## AVAILABLE DATA

━━━━━━

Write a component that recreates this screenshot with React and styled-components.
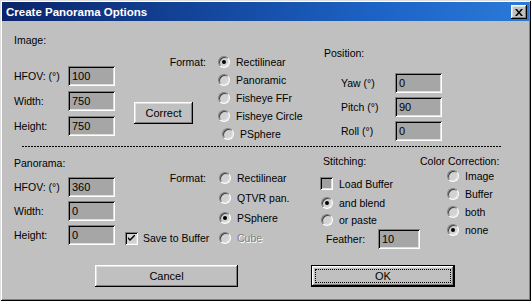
import React from 'react';
import styled, { createGlobalStyle } from 'styled-components';

const GlobalStyle = createGlobalStyle`
	body {
		margin: 0;
		background: #c0c0c0;
		font-family: "Liberation Sans", Arial, sans-serif;
		font-size: 10.5px;
		color: #000;
	}
`

const Window = styled.div`
	width: 531px;
	height: 301px;
	box-sizing: border-box;
	padding: 2px;
	background: #c0c0c0;
	display: flex;
	flex-direction: column;
	box-shadow: inset 1px 1px #dfdfdf, inset -1px -1px #000, inset 2px 2px #fff, inset -2px -2px #808080;
`

const TitleBar = styled.div`
	height: 19px;
	flex: none;
	display: flex;
	align-items: center;
	justify-content: space-between;
	padding: 0 2px 0 4px;
	background: linear-gradient(to right, #0a246a 0%, #1c62c4 70%, #2a7ad8 100%);
	color: #fff;
	font-weight: bold;
	font-size: 11.5px;
`

const raised = `
	background: #c0c0c0;
	border: none;
	box-shadow: inset -1px -1px #000, inset 1px 1px #fff, inset -2px -2px #808080, inset 2px 2px #dfdfdf;
`

const CloseButton = styled.div`
	${raised}
	width: 16px;
	height: 14px;
	display: flex;
	align-items: center;
	justify-content: center;
	margin-top: 1px;
`

const Section = styled.div`
	height: ${p => p.h}px;
	flex: none;
	display: flex;
	padding-left: 12px;
`

const Column = styled.div`
	display: flex;
	flex-direction: column;
	width: ${p => p.w}px;
	margin-left: ${p => p.ml || 0}px;
	padding-top: ${p => p.pt || 0}px;
`

const Heading = styled.div`
	line-height: ${p => p.lh || 12}px;
	padding-left: ${p => p.indent || 0}px;
	margin-bottom: ${p => p.mb || 0}px;
	white-space: nowrap;
`

const FieldList = styled.div`
	display: flex;
	flex-direction: column;
	gap: ${p => p.gap}px;
`

const FieldRow = styled.div`
	display: flex;
	align-items: center;
	height: 20px;
	padding-left: ${p => p.indent || 0}px;
	margin-top: ${p => p.mt || 0}px;
`

const FieldLabel = styled.span`
	width: ${p => p.w}px;
	flex: none;
	white-space: nowrap;
`

const TextBox = styled.div`
	width: 47px;
	height: 20px;
	box-sizing: border-box;
	padding: 2px 0 0 4px;
	background: #a6a6a6;
	box-shadow: inset 1px 1px #808080, inset -1px -1px #fff, inset 2px 2px #000, inset -2px -2px #dfdfdf;
	line-height: 16px;
	font-size: 11px;
`

const PushButton = styled.div`
	${raised}
	width: ${p => p.w}px;
	height: 22px;
	box-sizing: border-box;
	display: flex;
	align-items: center;
	justify-content: center;
	font-size: 11px;
	margin-left: ${p => p.ml || 0}px;
	position: relative;
	${p => p.$default && `
		box-shadow: inset 0 0 0 1px #000, inset -2px -2px #000, inset 2px 2px #fff, inset -3px -3px #808080, inset 3px 3px #dfdfdf;
	`}
`

const FocusRing = styled.span`
	position: absolute;
	inset: 4px;
	border: 1px dotted #000;
`

const FormatGrid = styled.div`
	display: grid;
	grid-template-columns: ${p => p.cols};
	grid-auto-rows: ${p => p.row}px;
	margin-left: ${p => p.ml}px;
	padding-top: ${p => p.pt}px;
	align-content: start;
`

const GridLabel = styled.div`
	text-align: right;
	padding-right: 12px;
	align-self: center;
	grid-column: 1;
	grid-row: 1;
`

const GridCorner = styled.div`
	grid-column: 1;
	grid-row: ${p => p.rows};
	align-self: ${p => p.align || 'center'};
	justify-self: start;
	margin-bottom: ${p => p.mb || 0}px;
`

const RadioRow = styled.div`
	display: flex;
	align-items: center;
	gap: 6px;
	height: ${p => p.h || 18}px;
	padding-left: ${p => p.indent || 0}px;
	grid-column: ${p => p.col || 'auto'};
	color: ${p => p.disabled ? '#808080' : '#000'};
	text-shadow: ${p => p.disabled ? '1px 1px 0 #fff' : 'none'};
	white-space: nowrap;
`

const RadioDot = styled.span`
	width: 12px;
	height: 12px;
	flex: none;
	box-sizing: border-box;
	border-radius: 50%;
	background: #d2d2d2;
	border: 1px solid;
	border-color: #808080 #fff #fff #808080;
	box-shadow: inset 1px 1px #404040, inset -1px -1px #dfdfdf;
	display: flex;
	align-items: center;
	justify-content: center;
	&::after {
		content: '';
		width: 4px;
		height: 4px;
		border-radius: 50%;
		background: ${p => p.checked ? '#000' : 'transparent'};
	}
`

const CheckRow = styled.div`
	display: flex;
	align-items: center;
	gap: ${p => p.gap || 6}px;
	height: 13px;
	margin-top: ${p => p.mt || 0}px;
	white-space: nowrap;
`

const CheckBox = styled.span`
	width: 13px;
	height: 13px;
	flex: none;
	box-sizing: border-box;
	background: ${p => p.fill};
	box-shadow: inset 1px 1px #808080, inset -1px -1px #fff, inset 2px 2px #000, inset -2px -2px #dfdfdf;
	display: flex;
	align-items: center;
	justify-content: center;
`

const RadioList = styled.div`
	display: flex;
	flex-direction: column;
	margin-top: ${p => p.mt || 0}px;
`

const Divider = styled.div`
	height: 1px;
	flex: none;
	width: 480px;
	margin-left: 20px;
	background: repeating-linear-gradient(to right, #000 0 2px, transparent 2px 3px);
`

const ButtonRow = styled.div`
	display: flex;
	height: 22px;
	flex: none;
	padding-left: 93px;
`

const Radio = ({ label, checked, ...rest }) => (
	<RadioRow {...rest}>
		<RadioDot checked={checked} />
		<span>{label}</span>
	</RadioRow>
)

const Field = ({ label, value, w = 54, indent, mt }) => (
	<FieldRow indent={indent} mt={mt}>
		<FieldLabel w={w}>{label}</FieldLabel>
		<TextBox>{value}</TextBox>
	</FieldRow>
)

export default function App() {
	return (
		<React.Fragment>
			<GlobalStyle />
			<Window>
				<TitleBar>
					<span>Create Panorama Options</span>
					<CloseButton>
						<svg width="8" height="7" viewBox="0 0 8 7">
							<path d="M0 0h2l2 2.5L6 0h2L5 3.5 8 7H6L4 4.5 2 7H0l3-3.5z" fill="#000" />
						</svg>
					</CloseButton>
				</TitleBar>

				<Section h={125}>
					<Column w={101} pt={13}>
						<Heading mb={20}>Image:</Heading>
						<FieldList gap={5}>
							<Field label="HFOV: (°)" value="100" />
							<Field label="Width:" value="750" />
							<Field label="Height:" value="750" />
						</FieldList>
					</Column>
					<FormatGrid cols="84px 106px" row={18} ml={19} pt={32}>
						<GridLabel>Format:</GridLabel>
						<Radio col={2} label="Rectilinear" checked />
						<Radio col={2} label="Panoramic" />
						<Radio col={2} label="Fisheye FFr" />
						<Radio col={2} label="Fisheye Circle" />
						<Radio col={2} label="PSphere" indent={4} />
						<GridCorner rows="3 / 5" align="end" mb={1}>
							<PushButton w={59}>Correct</PushButton>
						</GridCorner>
					</FormatGrid>
					<Column w={130} pt={26}>
						<Heading mb={14}>Position:</Heading>
						<FieldList gap={4}>
							<Field label="Yaw (°)" value="0" indent={17} />
							<Field label="Pitch (°)" value="90" indent={17} />
							<Field label="Roll (°)" value="0" indent={17} />
						</FieldList>
					</Column>
				</Section>

				<Divider />

				<Section h={118}>
					<Column w={101} pt={10}>
						<Heading mb={8}>Panorama:</Heading>
						<FieldList gap={4}>
							<Field label="HFOV: (°)" value="360" />
							<Field label="Width:" value="0" />
							<Field label="Height:" value="0" />
						</FieldList>
					</Column>
					<FormatGrid cols="93px 102px" row={20} ml={10} pt={21}>
						<GridLabel>Format:</GridLabel>
						<Radio col={2} h={20} indent={1} label="Rectilinear" />
						<Radio col={2} h={20} indent={1} label="QTVR pan." />
						<Radio col={2} h={20} indent={1} label="PSphere" checked />
						<Radio col={2} h={20} indent={1} label="Cube" disabled />
						<GridCorner rows="4">
							<CheckRow gap={5}>
								<CheckBox fill="#d2d2d2">
									<svg width="7" height="7" viewBox="0 0 7 7">
										<path d="M0 2v2l2 2 5-5V-1L2 4z" fill="#000" />
									</svg>
								</CheckBox>
								<span>Save to Buffer</span>
							</CheckRow>
						</GridCorner>
					</FormatGrid>
					<Column w={100} pt={8}>
						<Heading indent={3}>Stitching:</Heading>
						<CheckRow mt={10}>
							<CheckBox fill="#a0a0a0" />
							<span>Load Buffer</span>
						</CheckRow>
						<RadioList mt={4}>
							<Radio h={17} indent={1} label="and blend" checked />
							<Radio h={17} indent={1} label="or paste" />
						</RadioList>
						<Field label="Feather:" value="10" indent={6} w={52} mt={1} />
					</Column>
					<Column w={100} pt={9}>
						<Heading lh={11}>Color Correction:</Heading>
						<RadioList>
							<Radio indent={27} label="Image" />
							<Radio indent={27} label="Buffer" />
							<Radio indent={27} label="both" />
							<Radio indent={27} label="none" checked />
						</RadioList>
					</Column>
				</Section>

				<ButtonRow>
					<PushButton w={143}>Cancel</PushButton>
					<PushButton w={144} ml={73} $default>
						<FocusRing />
						OK
					</PushButton>
				</ButtonRow>
			</Window>
		</React.Fragment>
	)
}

━━━━━━

## WRITTEN PROBLEM
Gather each line in the data that holds the string "React".

## SOLUTION TO THIS PROBLEM
Write a component that recreates this screenshot with React and styled-components.
import React from 'react';
		<React.Fragment>
		</React.Fragment>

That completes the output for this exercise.